Constable Comment: This was an interesting joint case which focussed on an area of disparity between the implementation of EU law in England and other devolved powers such as Scotland and Wales. Whilst there is a difference in the ways in which the law operates in different areas of the UK, the Tribunal found that this is as a result of the devolved powers implementations and not a failure of the UK to adhere to an EU Directive. This decision will also be interesting to charities which may wish to step outside of the VAT welfare exemption. For example, if VAT exempt welfare services supplied by a charity were carried out by a wholly owned trading subsidiary instead, would generating taxable supplies be advantageous?
First Tier Tribunal
This case concerned whether or not there was a direct and immediate link between input VAT incurred by Adullam Homes Housing Association (AHHA) and its taxable supplies of support services. AHHA is a partially exempt business making taxable supplies of support services and exempt supplies of accommodation.
The dispute arose with regard to whether input tax incurred on acquiring, maintaining, repairing and cleaning accommodation can be linked to the taxable supply of support services or if, as HMRC contend, there is no such link and this input VAT is wholly irrecoverable. AHHA sought to argue that the acquisition and maintenance of accommodation was necessary as part of the overall supply made of accommodation based support services.

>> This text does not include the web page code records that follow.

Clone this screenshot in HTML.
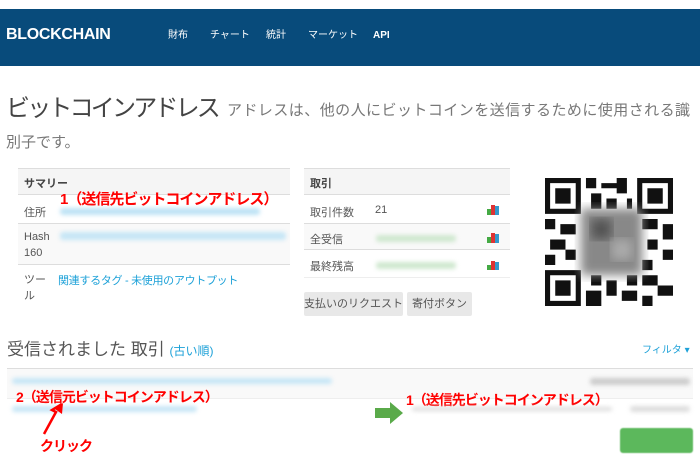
<!DOCTYPE html>
<html><head><meta charset="utf-8"><style>
*{margin:0;padding:0;box-sizing:border-box}
body{width:700px;height:470px;background:#fff;font-family:"Liberation Sans","Noto Sans CJK JP",sans-serif;position:relative;overflow:hidden;color:#333}
.a{position:absolute;white-space:nowrap}
.nav{left:0;top:9px;width:700px;height:57px;background:#084b7b}
.red{color:#f00;font-weight:bold;font-size:14px;letter-spacing:-1px}
.blur{filter:blur(2px);position:absolute;border-radius:3px}
.lbl{font-size:11px;color:#555}
.ni{top:30px;color:#fff;font-size:10px;line-height:12px}
</style></head><body>
<div class="a nav"></div>
<div class="a" style="left:6px;top:26px;color:#fff;font-weight:bold;font-size:16px;line-height:18px;letter-spacing:-0.3px">BLOCKCHAIN</div>
<div class="a ni" style="left:168px">財布</div>
<div class="a ni" style="left:210px">チャート</div>
<div class="a ni" style="left:266px">統計</div>
<div class="a ni" style="left:308px">マーケット</div>
<div class="a ni" style="left:373px;font-weight:bold">API</div>
<div class="a" style="left:6px;top:94px;font-size:24px;line-height:30px;color:#444;letter-spacing:-2.8px">ビットコインアドレス</div>
<div class="a" style="left:227px;top:102px;font-size:15px;line-height:18px;color:#777;letter-spacing:0.45px">アドレスは、他の人にビットコインを送信するために使用される識</div>
<div class="a" style="left:6px;top:134px;font-size:15px;line-height:18px;color:#777">別子です。</div>

<div class="a" style="left:18px;top:168px;width:272px;height:27px;background:#f5f5f5;border-top:1px solid #ddd;border-bottom:1px solid #ddd"></div>
<div class="a lbl" style="left:24px;top:175px;font-weight:bold;color:#444">サマリー</div>
<div class="a red" style="left:60px;top:188px;font-size:15px">1（送信先ビットコインアドレス）</div>
<div class="a lbl" style="left:24px;top:204px">住所</div>
<div class="blur" style="left:60px;top:208px;width:200px;height:7px;background:#bde3f5"></div>
<div class="a" style="left:18px;top:223px;width:272px;height:42px;background:#f9f9f9;border-top:1px solid #ddd;border-bottom:1px solid #ddd"></div>
<div class="a lbl" style="left:24px;top:229px;line-height:16px">Hash<br>160</div>
<div class="blur" style="left:60px;top:232px;width:226px;height:8px;background:#c6e6f6"></div>
<div class="a lbl" style="left:24px;top:272px;line-height:16px">ツー<br>ル</div>
<div class="a" style="left:58px;top:272px;font-size:11px;color:#1da1d8;letter-spacing:-0.3px">関連するタグ - 未使用のアウトプット</div>

<div class="a" style="left:304px;top:168px;width:206px;height:27px;background:#f5f5f5;border-top:1px solid #ddd;border-bottom:1px solid #ddd"></div>
<div class="a lbl" style="left:310px;top:175px;font-weight:bold;color:#444">取引</div>
<div class="a" style="left:304px;top:223px;width:206px;height:27px;background:#f9f9f9;border-top:1px solid #ddd;border-bottom:1px solid #ddd"></div>
<div class="a" style="left:304px;top:277px;width:206px;height:1px;background:#eee"></div>
<div class="a lbl" style="left:310px;top:204px">取引件数</div>
<div class="a lbl" style="left:375px;top:204px">21</div>
<div class="a lbl" style="left:310px;top:231px">全受信</div>
<div class="blur" style="left:376px;top:235px;width:80px;height:7px;background:#cfe8cf"></div>
<div class="a lbl" style="left:310px;top:258px">最終残高</div>
<div class="blur" style="left:376px;top:262px;width:80px;height:7px;background:#cfe8cf"></div>
<svg class="a" style="left:487px;top:204px" width="13" height="66">
<g><rect x="0" y="5" width="4" height="6" fill="#4a4"/><rect x="4" y="1" width="4" height="10" fill="#d33"/><rect x="8" y="2" width="4" height="9" fill="#39c"/></g>
<g transform="translate(0,28)"><rect x="0" y="5" width="4" height="6" fill="#4a4"/><rect x="4" y="1" width="4" height="10" fill="#d33"/><rect x="8" y="2" width="4" height="9" fill="#39c"/></g>
<g transform="translate(0,56)"><rect x="0" y="5" width="4" height="6" fill="#4a4"/><rect x="4" y="1" width="4" height="10" fill="#d33"/><rect x="8" y="2" width="4" height="9" fill="#39c"/></g>
</svg>
<div class="a" style="left:304px;top:292px;width:99px;height:24px;background:#e8e8e8;border-radius:2px;font-size:11px;color:#555;text-align:center;line-height:24px">支払いのリクエスト</div>
<div class="a" style="left:407px;top:292px;width:65px;height:24px;background:#e8e8e8;border-radius:2px;font-size:11px;color:#555;text-align:center;line-height:24px">寄付ボタン</div>

<svg class="a" style="left:545px;top:178px" width="128" height="128" viewBox="0 0 25 25">
<rect width="25" height="25" fill="#fff"/>
<g fill="#111"><path d="M0 0h7v7H0zM18 0h7v7h-7zM0 18h7v7H0z"/></g>
<g fill="#fff"><path d="M1 1h5v5H1zM19 1h5v5h-5zM1 19h5v5H1z"/></g>
<g fill="#111"><path d="M2 2h3v3H2zM20 2h3v3h-3zM2 20h3v3H2z"/>
<path d="M8 0h2v2H8zM11 1h3v1h-3zM14 0h2v3h-2zM9 3h2v3H9zM12 4h2v2h-2zM16 4h1v2h-1zM0 8h2v2H0zM3 9h3v2H3zM1 12h3v2H1zM4 14h2v2H4zM0 15h2v2H0zM19 8h3v2h-3zM23 9h2v3h-2zM20 12h2v2h-2zM23 14h2v2h-2zM19 16h2v2h-2zM9 19h2v2H9zM8 22h3v3H8zM12 20h2v3h-2zM15 22h3v2h-3zM19 19h3v2h-3zM22 21h3v2h-3zM19 23h2v2h-2zM16 19h2v2h-2z"/></g>
<defs><filter id="b"><feGaussianBlur stdDeviation="1"/></filter></defs>
<rect x="7" y="6" width="12" height="13" fill="#888" filter="url(#b)"/>
<rect x="9" y="8" width="4" height="4" fill="#555" filter="url(#b)"/>
<rect x="13" y="12" width="4" height="4" fill="#aaa" filter="url(#b)"/>
</svg>

<div class="a" style="left:7px;top:335px;font-size:17px;color:#555">受信されました 取引 <span style="font-size:12px;color:#1da1d8">(古い順)</span></div>
<div class="a" style="left:642px;top:341px;font-size:10px;color:#1da1d8">フィルタ ▾</div>
<div class="a" style="left:7px;top:368px;width:686px;height:1px;background:#ddd"></div>
<div class="a" style="left:7px;top:369px;width:686px;height:30px;background:#f9f9f9;border-bottom:1px solid #eee"></div>
<div class="blur" style="left:12px;top:378px;width:320px;height:6px;background:#c6e6f6"></div>
<div class="blur" style="left:590px;top:378px;width:100px;height:7px;background:#ccc"></div>
<div class="a red" style="left:16px;top:387px">2（送信元ビットコインアドレス）</div>
<div class="blur" style="left:12px;top:406px;width:185px;height:6px;background:#c6e6f6"></div>
<div class="a red" style="left:406px;top:390px">1（送信先ビットコインアドレス）</div>
<div class="blur" style="left:412px;top:407px;width:200px;height:4px;background:#ddd"></div>
<div class="blur" style="left:630px;top:406px;width:60px;height:6px;background:#ddd"></div>
<svg class="a" style="left:374px;top:401px" width="30" height="24"><path d="M1 7h15V1l13 11-13 11v-6H1z" fill="#5aaa4a"/></svg>
<svg class="a" style="left:38px;top:402px" width="28" height="36"><path d="M24 2L14 8l4 2-12 22" stroke="#f00" stroke-width="2.5" fill="none"/><path d="M25 1l-1 11-7-5z" fill="#f00"/></svg>
<div class="a red" style="left:40px;top:436px">クリック</div>
<div class="a" style="left:620px;top:428px;width:73px;height:25px;background:#5cb85c;border-radius:3px;filter:blur(0.6px)"></div>
</body></html>
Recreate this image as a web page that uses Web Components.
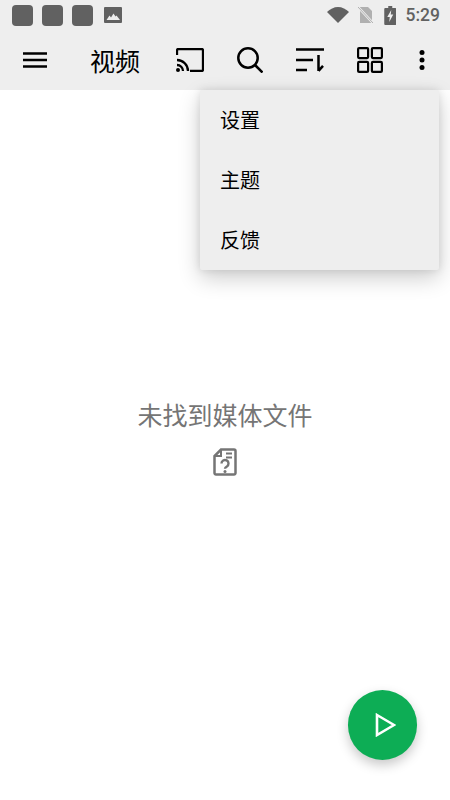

The Tribunal gave extensive consideration to case law around the issue of attribution of input VAT incurred by a partially exempt business. The conclusion was reached that the costs, whilst related to the provision of accommodation, were incurred in order that the Appellant had clean, safe and secure premises to enable it to bid for accommodation based support contracts. This constituted a direct and immediate link with the provision of support services.
It follows from this conclusion that the inputs incurred by AHHA in relation to maintain the accommodation were residual and fell to be recovered in line with their partial exemption percentage.
Constable Comment: Certain difficulties present themselves when performing partial exemption calculations, one of the most common is in deciding whether particular inputs should be directly attributed to taxable or exempt supplies or if they fall to be apportioned. Where looking through to the recipients onward supplies it can become difficult to ascertain the correct treatment of input VAT in line with the principles highlighted in this case. If your business is partially exempt and the calculations are complicated it is advisable to regularly review the attribution of VAT incurred and to seek professional clarification to ensure compliance if any obligation exists.